Als David Cameron 2005 Tory-Chef wurde, versprach er, die Partei zu modernisieren, in die Mitte zu rücken, fit für das 21. Jahrhundert zu machen. Vor allem wollte er die jungen, kosmopolitisch-urbanen Wähler gewinnen. Viele seiner Probleme kommen nun daher, dass er dies nicht geschafft hat und die Kluft zwischen den traditionellen, meist im wohlhabenden Süden in ländlichen Grafschaften lebenden Konservativen und den urbanen Wählern eher größer wird. Der rechte Parteiflügel fühlt sich heimatlos und wird von UKIP erfolgreich umworben.

Camerons eigene Parteileute wollen das Gesetz zur Homo-Ehe blockieren

Ein Beispiel ist der Streit um die Homosexuellenehe, der am Montag im Unterhaus neu aufbrach. Cameron sieht sie als Teil seines Modernisierungsprogramms, trieb die Reform aber über die Köpfe seiner Parteibasis hinweg voran. Während 100 Parteiaktivisten sich in einem Schreiben für die Homosexuellenehe einsetzten, sind Gemeinderäte in Londoner Bezirken wegen der „Arroganz einer liberalen Elite“ zur UKIP übergewechselt, und Dutzende im Land dürften folgen. Die parteiinterne, konservative „Bow Group“ kritisierte Camerons „Mangel an Vision und klarer Linie in Parteiführung und Regierung“.

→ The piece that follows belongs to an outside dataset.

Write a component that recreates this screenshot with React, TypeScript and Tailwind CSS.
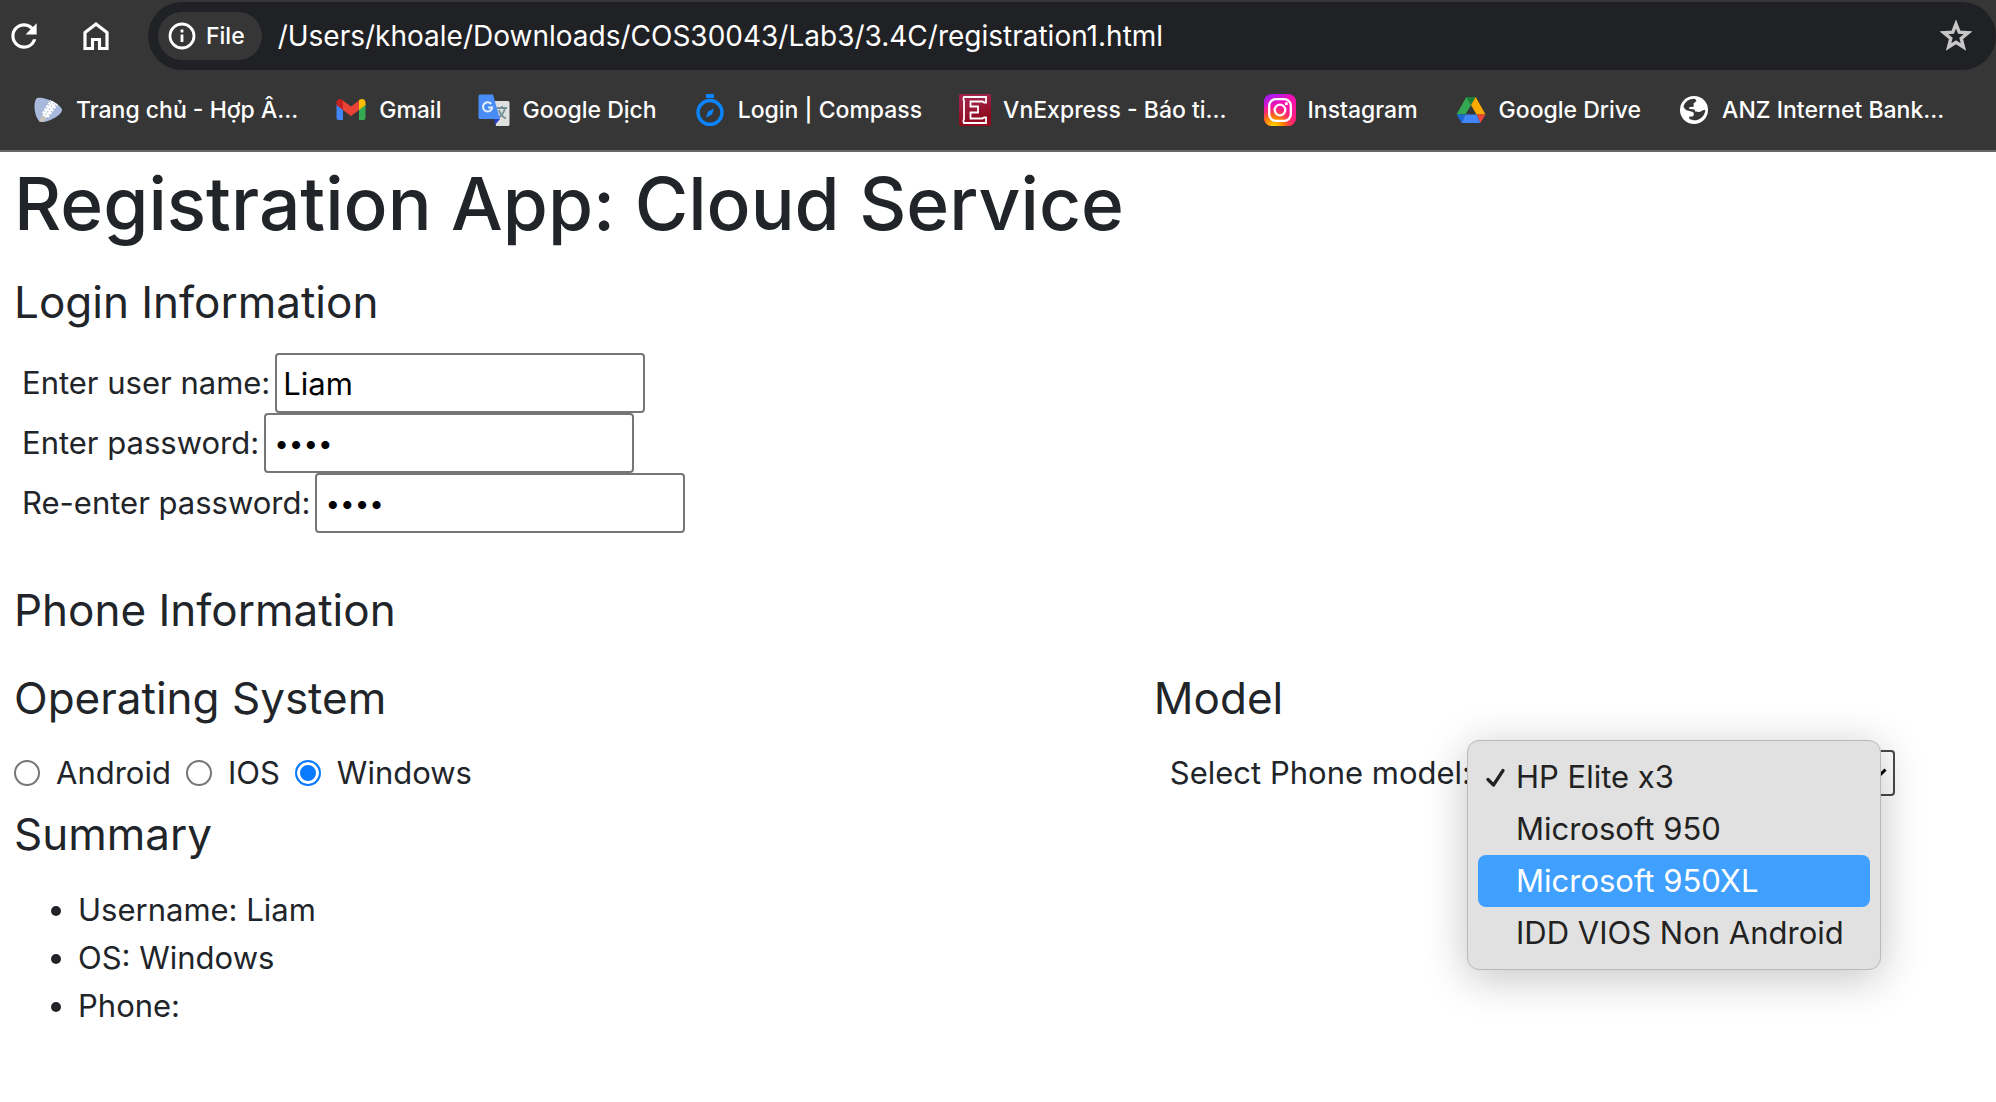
import { useState } from 'react';
import type { ReactNode } from 'react';
import { MdRefresh } from 'react-icons/md';

function HomeIcon() {
  return (
    <svg viewBox="0 0 26 30" className="h-[30px] w-[26px]" fill="none" stroke="#fff" strokeWidth="3.200">
      <path d="M2 27.500V11.500L13 3l11 8.500V27.500H16.500V18.500H9.500V27.500Z" />
    </svg>
  );
}

function InfoIcon() {
  return (
    <svg viewBox="0 0 28 28" className="size-7" fill="none" stroke="#fff" strokeWidth="2.800">
      <circle cx="14" cy="14" r="12" />
      <path d="M14 12.500V20M14 7.600V10.400" />
    </svg>
  );
}

function StarIcon() {
  return (
    <svg viewBox="0 0 32 32" className="size-8" fill="none" stroke="#c7c7c7" strokeWidth="3.400">
      <path d="M16 4l3.200 8.200 8.800.600-6.800 5.600 2.200 8.600L16 22.300 8.600 27l2.200-8.600L4 12.800l8.800-.600Z" />
    </svg>
  );
}

function PickIcon() {
  return (
    <svg viewBox="0 0 32 32" className="size-8">
      <path d="M5 4C12 2 29 10 30 15.500 31 20 18 28 10 28 3 28 0 8 5 4Z" fill="#a9b9dc" />
      <path d="M7 27.500l3.500-6.500 4 3-3.500 4Z" fill="#c9c5b8" />
      <path d="M11 19.500L19 6.500M15.500 23L25 10" stroke="#fff" strokeWidth="2.400" strokeDasharray="2.400 1.200" />
      <path d="M12.500 22.500L22 8" stroke="#fff" strokeWidth="4.600" />
      <path d="M13.500 21L21.500 8.800" stroke="#a9b9dc" strokeWidth="1.200" strokeDasharray="1.600 1.600" />
    </svg>
  );
}

function GmailIcon() {
  return (
    <svg viewBox="0 0 32 32" className="size-8">
      <path d="M1.500 10v14a2 2 0 0 0 2 2H8V13Z" fill="#4285f4" />
      <path d="M30.500 10v14a2 2 0 0 1-2 2H24V13Z" fill="#34a853" />
      <path d="M8 7.500v8.500L1.500 11V8.500C1.500 5.200 5 3.700 8 6Z" fill="#c5221f" />
      <path d="M24 7.500v8.500l6.500-5V8.500C30.500 5.200 27 3.700 24 6Z" fill="#fbbc04" />
      <path d="M8 16V6.500l8 6 8-6V16l-8 6Z" fill="#ea4335" />
    </svg>
  );
}

function TranslateIcon() {
  return (
    <svg viewBox="0 0 32 32" className="size-8">
      <path d="M13 7h17a1.500 1.500 0 0 1 1.500 1.500v22A1.500 1.500 0 0 1 30 32H18Z" fill="#dfe0e0" />
      <path d="M19 14h10M24 12v2M27 14c-1 5-4 8-7 10M21 16c1 4 4 7 7 8.500" stroke="#76909a" strokeWidth="1.800" fill="none" />
      <path d="M16 25h6l-5 6Z" fill="#2a3fc0" />
      <path d="M2 .5h13l7 24.500H2A1.500 1.500 0 0 1 .5 23.500V2A1.500 1.500 0 0 1 2 .5Z" fill="#4a8cf5" />
      <path d="M13.200 10A4.600 4.600 0 1 0 14.200 13.500H10.200" stroke="#e6effd" strokeWidth="2" fill="none" />
    </svg>
  );
}

function CompassIcon() {
  return (
    <svg viewBox="0 0 32 32" className="size-8">
      <rect x="12" y="0" width="8" height="4" fill="#0a84ff" />
      <circle cx="16" cy="18.500" r="12" fill="none" stroke="#0a84ff" strokeWidth="3.400" />
      <path d="M20 14.500l-2 6-6 3 2-6Z" fill="#0a84ff" />
    </svg>
  );
}

function VnExpressIcon() {
  return (
    <svg viewBox="0 0 32 32" className="size-8">
      <defs>
        <linearGradient id="vne" x1="0" y1="0" x2="0.300" y2="1">
          <stop offset="0.300" stopColor="#9f2246" />
          <stop offset="0.900" stopColor="#8e0a1c" />
        </linearGradient>
      </defs>
      <rect width="32" height="32" rx="1.500" fill="url(#vne)" />
      <path d="M5 3H27V8.500H25L23.500 7.500H11.500V12.500H19V18.500H11.500V24.500H23.500L25 23.500H27V29H5L4.500 28V26L5 25.500V6.500L4.500 6V4Z" fill="none" stroke="#fff" strokeWidth="1.800" />
    </svg>
  );
}

function InstagramIcon() {
  return (
    <svg viewBox="0 0 32 32" className="size-8">
      <defs>
        <linearGradient id="igBase" x1="0.200" y1="0" x2="0.700" y2="1">
          <stop offset="0" stopColor="#a01cf5" />
          <stop offset="0.350" stopColor="#f50fb4" />
          <stop offset="1" stopColor="#ff1f77" />
        </linearGradient>
        <radialGradient id="igWarm" cx="0.300" cy="1.050" r="0.750">
          <stop offset="0.100" stopColor="#ffd000" />
          <stop offset="0.450" stopColor="#ff7a00" />
          <stop offset="1" stopColor="#ff1f77" stopOpacity="0" />
        </radialGradient>
      </defs>
      <rect width="32" height="32" rx="7.500" fill="url(#igBase)" />
      <rect width="32" height="32" rx="7.500" fill="url(#igWarm)" />
      <g fill="none" stroke="#fff" strokeWidth="2.300">
        <rect x="5.200" y="5.200" width="21.600" height="21.600" rx="6.500" />
        <circle cx="16" cy="16" r="5.300" />
      </g>
      <circle cx="22.400" cy="9.700" r="1.600" fill="#fff" />
    </svg>
  );
}

function DriveIcon() {
  return (
    <svg viewBox="0 0 32 32" className="size-8">
      <path d="M11.300 3h9.400L16 11Z" fill="#188038" />
      <path d="M11.300 3L16 11l-5.500 9.500h-9Z" fill="#34a853" />
      <path d="M20.700 3L16 11l5.500 9.500h9Z" fill="#fbab00" />
      <path d="M1.500 20.500h9L6.500 29Z" fill="#1967d2" />
      <path d="M30.500 20.500h-9l4 8.500Z" fill="#ea4335" />
      <path d="M10.500 20.500h11l4 8.500h-19Z" fill="#4285f4" />
    </svg>
  );
}

function GlobeIcon() {
  return (
    <svg viewBox="0 0 32 32" className="size-8">
      <circle cx="16" cy="16" r="14" fill="#fff" />
      <path d="M5.500 12.500C7 7.500 11 4.600 17 4.800L18.500 7l-3 2.500.3 3.300-4.300.2-.3 2 3.800.2c1.300.1 2 .6 2.200 2.200l4.300.6c2-.4 2.200-2 5.800-2.300-.3 6-5.200 10.800-11.500 10.600l-4.500-1.200v-2.600h3.400c1.300-.6 1.500-3.500.3-4.500L9.500 16.500c-1.500-.2-3-1.500-4-4Z" fill="#363636" />
    </svg>
  );
}

const bookmarks: { icon: ReactNode; label: string }[] = [
  { icon: <PickIcon />, label: 'Trang chủ - Hợp Â...' },
  { icon: <GmailIcon />, label: 'Gmail' },
  { icon: <TranslateIcon />, label: 'Google Dịch' },
  { icon: <CompassIcon />, label: 'Login | Compass' },
  { icon: <VnExpressIcon />, label: 'VnExpress - Báo ti...' },
  { icon: <InstagramIcon />, label: 'Instagram' },
  { icon: <DriveIcon />, label: 'Google Drive' },
  { icon: <GlobeIcon />, label: 'ANZ Internet Bank...' },
];

function BrowserBar() {
  return (
    <header className="border-b-2 border-[#676565] bg-[#363636] text-white">
      <div className="flex items-center pt-0.5">
        <button aria-label="Reload" className="ml-[5px]">
          <MdRefresh className="size-[38px]" />
        </button>
        <button aria-label="Home" className="ml-10">
          <HomeIcon />
        </button>
        <div className="ml-[39px] flex h-[68px] flex-1 items-center rounded-full bg-[#202124] pr-6 pl-2.5">
          <button className="flex h-12 items-center gap-2.5 rounded-full bg-[#363636] pr-[17px] pl-2.5 text-[23px] font-medium">
            <InfoIcon />
            File
          </button>
          <input
            aria-label="Address"
            className="ml-4 min-w-0 flex-1 bg-transparent text-[28px] outline-none"
            defaultValue="/Users/khoale/Downloads/COS30043/Lab3/3.4C/registration1.html"
          />
          <button aria-label="Bookmark this page">
            <StarIcon />
          </button>
        </div>
      </div>
      <nav className="flex h-20 items-center gap-[37px] overflow-hidden pl-8">
        {bookmarks.map((b) => (
          <a key={b.label} href="#" className="flex shrink-0 items-center gap-3 text-[23px] font-medium whitespace-nowrap">
            {b.icon}
            {b.label}
          </a>
        ))}
      </nav>
    </header>
  );
}

function Field({ id, label, type, value, onChange }: { id: string; label: string; type: string; value: string; onChange: (v: string) => void }) {
  return (
    <div className="flex h-[60px] items-center gap-[5px] pl-2">
      <label htmlFor={id}>{label}</label>
      <input
        id={id}
        type={type}
        value={value}
        onChange={(e) => onChange(e.target.value)}
        className={
          type === 'password'
            ? 'h-[60px] w-[370px] rounded-[4px] border-2 border-[#767676] bg-white px-2 text-[26px] text-black'
            : 'h-[60px] w-[370px] rounded-[4px] border-2 border-[#767676] bg-white px-1.5 text-black'
        }
      />
    </div>
  );
}

function Heading({ children }: { children: ReactNode }) {
  return <h3 className="text-[44px] leading-[68px]">{children}</h3>;
}

const systems = ['Android', 'IOS', 'Windows'];
const models = ['HP Elite x3', 'Microsoft 950', 'Microsoft 950XL', 'IDD VIOS Non Android'];

export default function App() {
  const [name, setName] = useState('Liam');
  const [password, setPassword] = useState('pass');
  const [repeat, setRepeat] = useState('pass');
  const [os, setOs] = useState('Windows');
  const [model, setModel] = useState(models[0]);

  return (
    <div className="min-h-screen bg-white font-[Inter,sans-serif] text-[31px] leading-[48px] text-[#212529]">
      <BrowserBar />
      <main className="pt-1 pr-7 pl-3.5">
        <h1 className="mb-4 text-[73px] leading-[96px] font-medium">Registration App: Cloud Service</h1>
        <Heading>Login Information</Heading>
        <form className="mt-[17px] mb-[43px]">
          <Field id="user" label="Enter user name:" type="text" value={name} onChange={setName} />
          <Field id="password" label="Enter password:" type="password" value={password} onChange={setPassword} />
          <Field id="repeat" label="Re-enter password:" type="password" value={repeat} onChange={setRepeat} />
        </form>

        <Heading>Phone Information</Heading>
        <div className="mt-5 grid grid-cols-12">
          <section className="col-span-7">
            <Heading>Operating System</Heading>
            <div className="mt-[17px] flex gap-[15px]">
              {systems.map((s) => (
                <label key={s} className="flex items-center gap-4">
                  <input
                    type="radio"
                    name="os"
                    checked={os === s}
                    onChange={() => setOs(s)}
                    className="size-[26px] appearance-none rounded-full border-2 border-[#767676] bg-white checked:border-[#0a7aff] checked:bg-[#0a7aff] checked:shadow-[inset_0_0_0_3px_white]"
                  />
                  {s}
                </label>
              ))}
            </div>
          </section>
          <section className="col-span-5">
            <Heading>Model</Heading>
            <div className="mt-[17px] flex items-center pl-4">
              <label htmlFor="model" className="whitespace-nowrap">Select Phone model:</label>
              <div className="relative">
                <select
                  id="model"
                  value={model}
                  onChange={(e) => setModel(e.target.value)}
                  className="block h-[46px] w-[424px] appearance-none rounded-[4px] border-2 border-[#4a4a4a] bg-white px-2 leading-8 text-black"
                >
                  {models.map((m) => (
                    <option key={m}>{m}</option>
                  ))}
                </select>
                <svg viewBox="0 0 18 12" className="pointer-events-none absolute top-[18px] right-2 h-3 w-[18px]" fill="none" stroke="#000" strokeWidth="3">
                  <path d="M1.500 1.500L9 9l7.500-7.500" />
                </svg>
                <ul
                  role="listbox"
                  aria-label="Phone models"
                  className="absolute -top-2.5 -left-1 z-10 w-[414px] rounded-xl border border-[#b9b9b9] bg-[#e1e1e1] p-2.5 text-[#222] shadow-[0_8px_44px_rgba(0,0,0,0.24)]"
                >
                  {models.map((m) => (
                    <li
                      key={m}
                      role="option"
                      aria-selected={m === model}
                      className={
                        m === 'Microsoft 950XL'
                          ? 'flex h-[52px] items-center rounded-lg bg-[#40a0ff] pl-2 text-white'
                          : 'flex h-[52px] items-center rounded-lg pl-2'
                      }
                    >
                      <span className="w-[30px] shrink-0">
                        {m === model && (
                          <svg viewBox="0 0 20 20" className="size-5" fill="none" stroke="#222" strokeWidth="3.200" strokeLinecap="round" strokeLinejoin="round">
                            <path d="M2 12.500l5.500 5.500L17 3.500" />
                          </svg>
                        )}
                      </span>
                      {m}
                    </li>
                  ))}
                </ul>
              </div>
            </div>
          </section>
        </div>

        <section className="mt-[3px]">
          <Heading>Summary</Heading>
          <ul className="mt-[18px] list-disc pl-16">
            <li>Username: {name}</li>
            <li>OS: {os}</li>
            <li>Phone:</li>
          </ul>
        </section>
      </main>
    </div>
  );
}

Statt liberale, urbane Tories und konservative Tories zusammenzubinden, verliert die Partei unter Cameron ihre Identität. Dies ist die Situation, in der Farage leichte Beute hat: In seiner Anzeige bot er frustrierten Tories seine UKIP als neue Heimat an. Die Tory-Spitze gab hinter der Hand bereits zu, dass UKIP die Europawahl 2014 als stärkste Partei im Land vermutlich gewinnen werde.

200 Tory-Parlamentarier wollten am Montag im Unterhaus für Änderungsanträge stimmen, um das Homosexuellengesetz zu blockieren. Über das eigentliche Gesetz wird am heutigen Dienstag abgestimmt. Cameron wird es vermutlich nur mit den Stimmen der Labour-Partei durchs Parlament bringen. Wie in der Europafrage geht der Dissens wieder bis ins Kabinett. Verteidigungsminister Philip Hammond, der sich bereits für den Europaaustritt ausgesprochen hat, sagte am Wochenende, es gebe keine öffentliche Nachfrage nach der Homosexuellenehe.

Die Wirtschaft in England beginnt sich zu erholen und die Reformen im Sozialsystem und bei der Einwanderung haben erste Erfolge, da kommt Camerons Führung ins Schleudern.